NASS Bemoans Exclusion Of Poor People From FG’s Social Welfare Scheme
The leadership of the National Assembly (NASS) has expressed its dissatisfaction with the manner with which the Federal Government’s Social Investment Programmes are being managed.
The Senate President, Ahmad Lawan, and the Speaker of the House of Representatives, Femi Gbajabiamila, expressed their reservation on how the programmes are being implemented.
In their observation, the national assembly leader said the modalités and conditions set by people in charge of the social welfare scheme most times excluded poor Nigerians who should be the primary beneficiary of such scheme.
Lawan and Gbajabiamila made their concerns known on Tuesday when they met with the Minister of Humanitarian Affairs, Disaster Management and Social Development, Sadiya Farouq, and other top officials of the ministry.
Also in the meeting were the Deputy Senate President, Ovie Omo-Agege, the Deputy Speaker, Idris Wase, and some other principal officers from both chambers.
According to a release, the meeting between the leadership of the National Assembly and the ministry was to review the Federal Government’s palliatives to Nigerians, especially as they concerned the ongoing coronavirus pandemic.
The Senate President said the Social Investment Programme, which was established by the Presidency in 2016, needed to be tinkered with to make it more effective and also serve it primary purpose.
He said, “We feel that we need to work together with you to ensure that there is effectiveness and efficiency so that those who are supposed to benefit, benefit directly. When, for example, some conditions are set, that those who will benefit will have to go online, through the internet or must have Bank Verification Number and the rest of it.
“I want to tell you that the majority of those who are supposed to benefit have no access to power. They have no access to Internet. They have no bank account, so no BVN. In fact, many of them don’t even have phones and these are the poorest of the poor. Yet, some of the conditions or guidelines which you set inadvertently leave them out.”
Lawan noted that the poorest of the poor had not been sufficiently captured by the programme.
“We believe that when we work together; the Executive side of government and the National Assembly as representatives of the people, we will be able to reach many more of these people who are in serious distress even before the coronavirus outbreak.
“Now with coronavirus, they need our attention more than ever before. The time has come that we review the ways and manner we use to deliver the services under the SIP to Nigerians.
“The questions are going to be asked; how do you come about your lists? How comprehensive is your distribution list? What are the parameters? What is the geographical spread? So these are tough questions that are going to be asked but I want you to look at them as frank questions that we need to ask.”

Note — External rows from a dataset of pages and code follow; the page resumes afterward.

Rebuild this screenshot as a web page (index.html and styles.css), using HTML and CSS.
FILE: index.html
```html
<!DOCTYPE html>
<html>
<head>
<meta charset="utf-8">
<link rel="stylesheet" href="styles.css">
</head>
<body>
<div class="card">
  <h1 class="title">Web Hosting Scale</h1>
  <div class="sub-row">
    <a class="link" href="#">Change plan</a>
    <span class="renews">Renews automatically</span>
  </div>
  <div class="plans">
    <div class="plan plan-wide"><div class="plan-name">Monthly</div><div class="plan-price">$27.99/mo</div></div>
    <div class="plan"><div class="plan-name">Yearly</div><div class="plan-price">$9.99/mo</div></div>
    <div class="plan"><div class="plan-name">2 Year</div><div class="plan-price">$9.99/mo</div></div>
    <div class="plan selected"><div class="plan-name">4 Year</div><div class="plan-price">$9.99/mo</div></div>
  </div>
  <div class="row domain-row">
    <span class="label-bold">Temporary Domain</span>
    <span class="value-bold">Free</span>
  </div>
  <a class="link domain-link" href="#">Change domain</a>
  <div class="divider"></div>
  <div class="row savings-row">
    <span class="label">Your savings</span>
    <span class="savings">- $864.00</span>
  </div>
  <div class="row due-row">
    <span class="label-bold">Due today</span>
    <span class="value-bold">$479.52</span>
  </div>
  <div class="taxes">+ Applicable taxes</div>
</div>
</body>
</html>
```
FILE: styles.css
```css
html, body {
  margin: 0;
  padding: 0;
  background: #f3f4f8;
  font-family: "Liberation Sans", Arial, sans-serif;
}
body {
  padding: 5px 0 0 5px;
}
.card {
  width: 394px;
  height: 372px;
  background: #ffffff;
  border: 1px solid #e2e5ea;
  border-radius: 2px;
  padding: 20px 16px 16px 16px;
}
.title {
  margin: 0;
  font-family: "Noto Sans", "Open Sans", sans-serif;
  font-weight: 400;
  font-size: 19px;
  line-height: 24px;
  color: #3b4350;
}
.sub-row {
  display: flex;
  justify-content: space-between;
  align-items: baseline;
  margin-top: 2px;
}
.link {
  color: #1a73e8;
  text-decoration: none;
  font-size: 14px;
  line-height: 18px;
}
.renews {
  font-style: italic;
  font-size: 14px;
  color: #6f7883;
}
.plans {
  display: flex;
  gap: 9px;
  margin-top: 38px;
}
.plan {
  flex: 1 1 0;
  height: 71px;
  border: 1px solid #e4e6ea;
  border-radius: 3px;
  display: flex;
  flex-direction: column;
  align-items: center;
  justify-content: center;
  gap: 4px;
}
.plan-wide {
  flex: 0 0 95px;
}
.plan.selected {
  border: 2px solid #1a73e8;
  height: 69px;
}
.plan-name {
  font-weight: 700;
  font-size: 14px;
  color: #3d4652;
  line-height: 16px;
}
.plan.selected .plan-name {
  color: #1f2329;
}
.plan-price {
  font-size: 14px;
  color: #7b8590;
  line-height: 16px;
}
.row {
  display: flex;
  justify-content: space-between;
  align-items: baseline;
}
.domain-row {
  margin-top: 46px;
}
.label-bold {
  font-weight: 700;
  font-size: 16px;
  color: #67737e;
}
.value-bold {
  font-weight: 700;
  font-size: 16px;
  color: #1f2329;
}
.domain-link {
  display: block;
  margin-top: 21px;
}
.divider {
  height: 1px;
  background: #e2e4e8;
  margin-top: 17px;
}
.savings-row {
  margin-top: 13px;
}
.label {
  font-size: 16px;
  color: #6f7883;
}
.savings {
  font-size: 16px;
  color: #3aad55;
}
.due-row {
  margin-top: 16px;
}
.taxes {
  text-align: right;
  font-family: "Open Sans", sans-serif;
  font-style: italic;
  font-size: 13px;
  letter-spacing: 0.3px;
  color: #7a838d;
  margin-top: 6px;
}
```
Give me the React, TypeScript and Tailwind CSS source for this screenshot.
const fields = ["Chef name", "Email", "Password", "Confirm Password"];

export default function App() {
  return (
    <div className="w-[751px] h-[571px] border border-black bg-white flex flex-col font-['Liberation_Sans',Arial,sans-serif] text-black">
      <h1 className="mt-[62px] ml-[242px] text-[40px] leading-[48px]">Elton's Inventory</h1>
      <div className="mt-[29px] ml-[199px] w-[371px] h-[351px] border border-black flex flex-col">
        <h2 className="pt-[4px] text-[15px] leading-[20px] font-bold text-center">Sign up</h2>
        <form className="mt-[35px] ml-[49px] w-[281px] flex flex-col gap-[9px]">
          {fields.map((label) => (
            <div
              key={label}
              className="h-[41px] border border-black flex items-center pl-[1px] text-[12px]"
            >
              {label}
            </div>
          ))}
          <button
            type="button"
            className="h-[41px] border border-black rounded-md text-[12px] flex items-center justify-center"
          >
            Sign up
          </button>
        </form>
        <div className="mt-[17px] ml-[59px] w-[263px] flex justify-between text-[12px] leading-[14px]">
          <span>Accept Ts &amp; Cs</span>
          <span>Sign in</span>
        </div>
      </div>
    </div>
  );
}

Gbajabiamila added that Nigeria’s SIP was akin to the Unemployment Insurance Act in the United Kingdom and the Social Security Act in the United States.
In her response, the minister said the SIP was moved to her ministry for sustainability and institutionalisation.
“I am very pleased to hear that we are going to work together to see that we give a legal backing to this programme because that is the only way to go,” she noted.